Konteks Regulasi dari Pemerintah
Surat Menteri ESDM Nomor T-86/MG.04./MEM.M/2025 yang menjadi dasar pembatalan kontrak ini tampaknya memegang peranan kunci. Dokumen tersebut mencabut surat sebelumnya, yaitu Nomor T-83/MG.04./MEM.M/2024, yang diyakini menjadi dasar atau landasan hukum bagi penandatanganan kontrak GSA antara PGN dan pihak penjual gas dari Lapangan Mako.
Belum diketahui alasan spesifik pemerintah dalam mencabut surat tersebut.

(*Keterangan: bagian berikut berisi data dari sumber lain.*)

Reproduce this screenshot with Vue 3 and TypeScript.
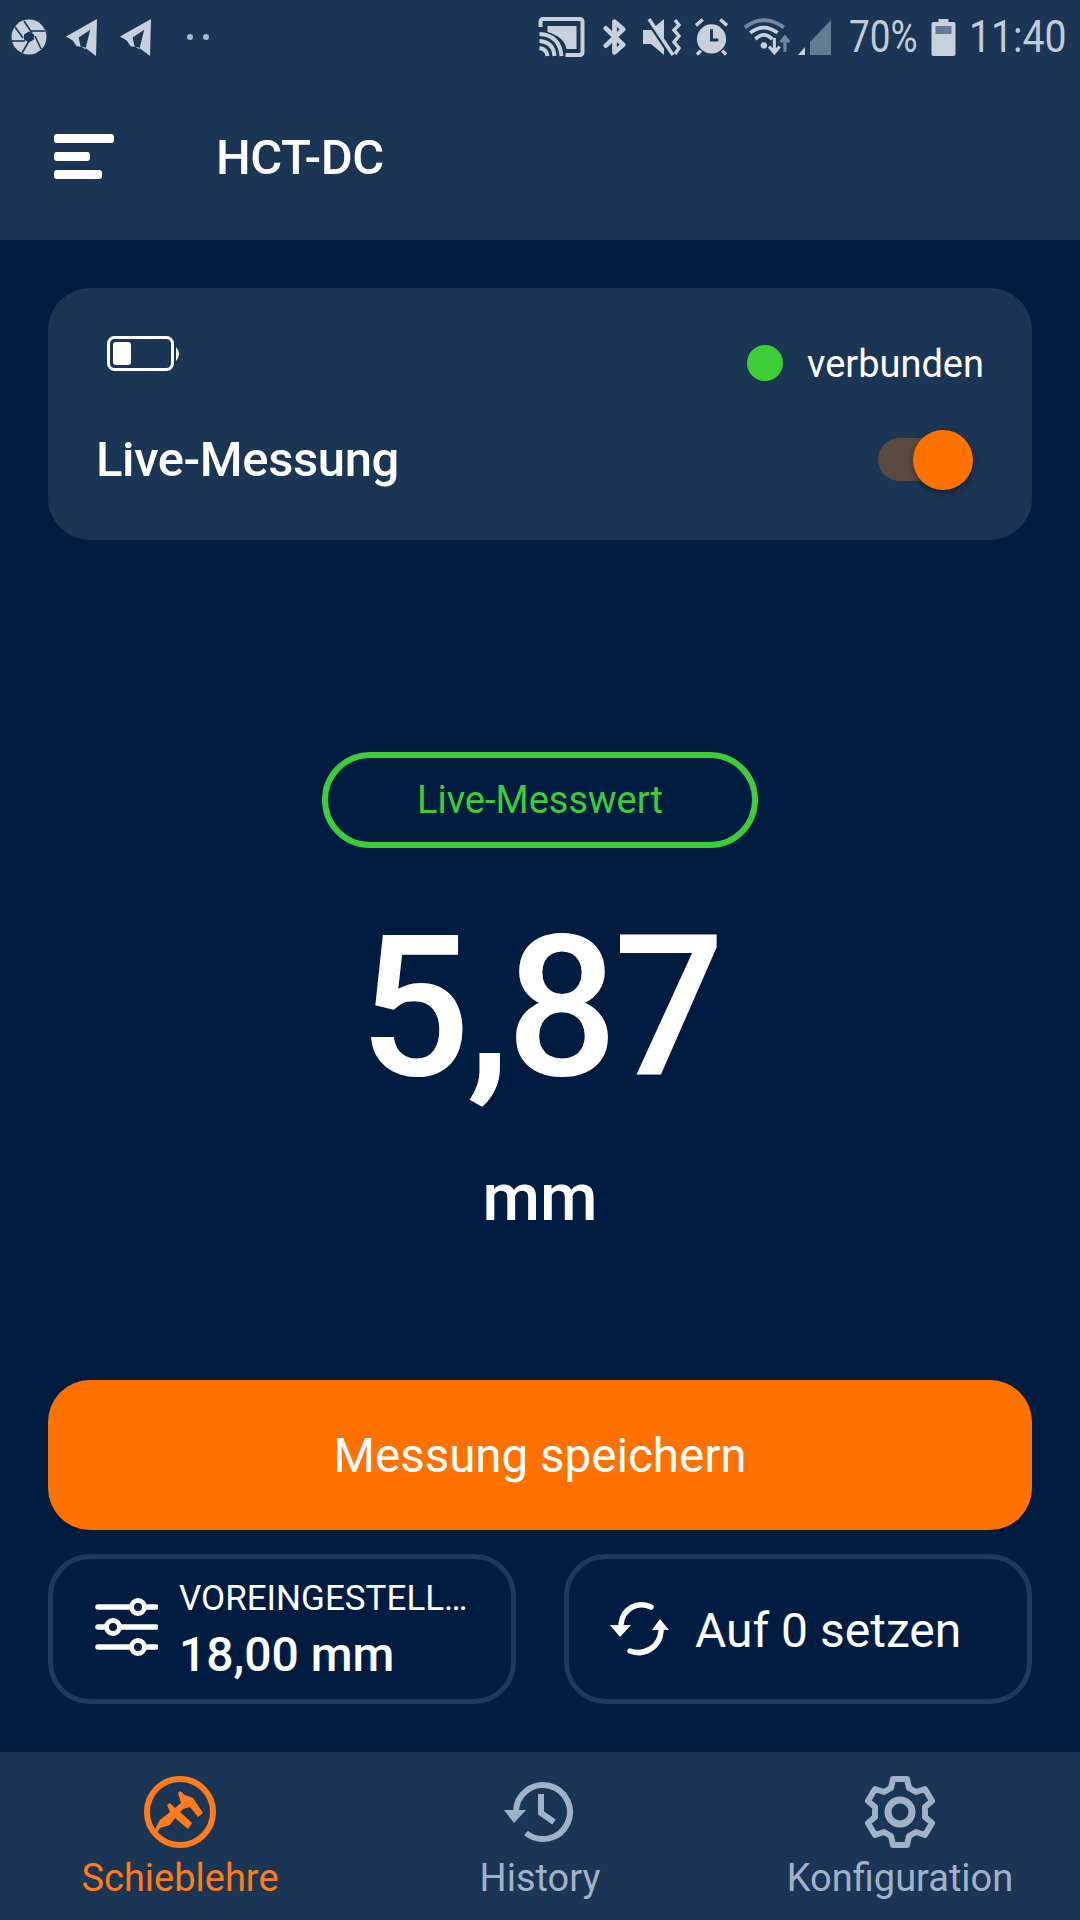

Namun, pencabutan izin atau surat keputusan pada sektor energi biasanya menyangkut hal-hal teknis maupun strategis, seperti revisi kebijakan energi nasional, perhitungan keekonomian proyek, atau perubahan prioritas pengembangan wilayah kerja migas.
Respons Industri Migas
Pengamat energi dan migas, serta pelaku industri, akan mencermati dinamika ini sebagai sinyal terhadap fluktuasi kebijakan pemerintah dalam mendukung infrastruktur gas bumi di Indonesia. Lapangan Mako yang berada di Blok Duyung, bagian dari wilayah kerja West Natuna, sebelumnya dipandang sebagai salah satu sumber gas potensial untuk kebutuhan domestik maupun ekspor.
West Natuna Energy Ltd dan para mitranya juga belum mengeluarkan pernyataan resmi kepada publik mengenai pembatalan kontrak tersebut. Namun, fakta bahwa pemberitahuan Termination Notice telah dikirimkan menunjukkan keputusan tersebut final.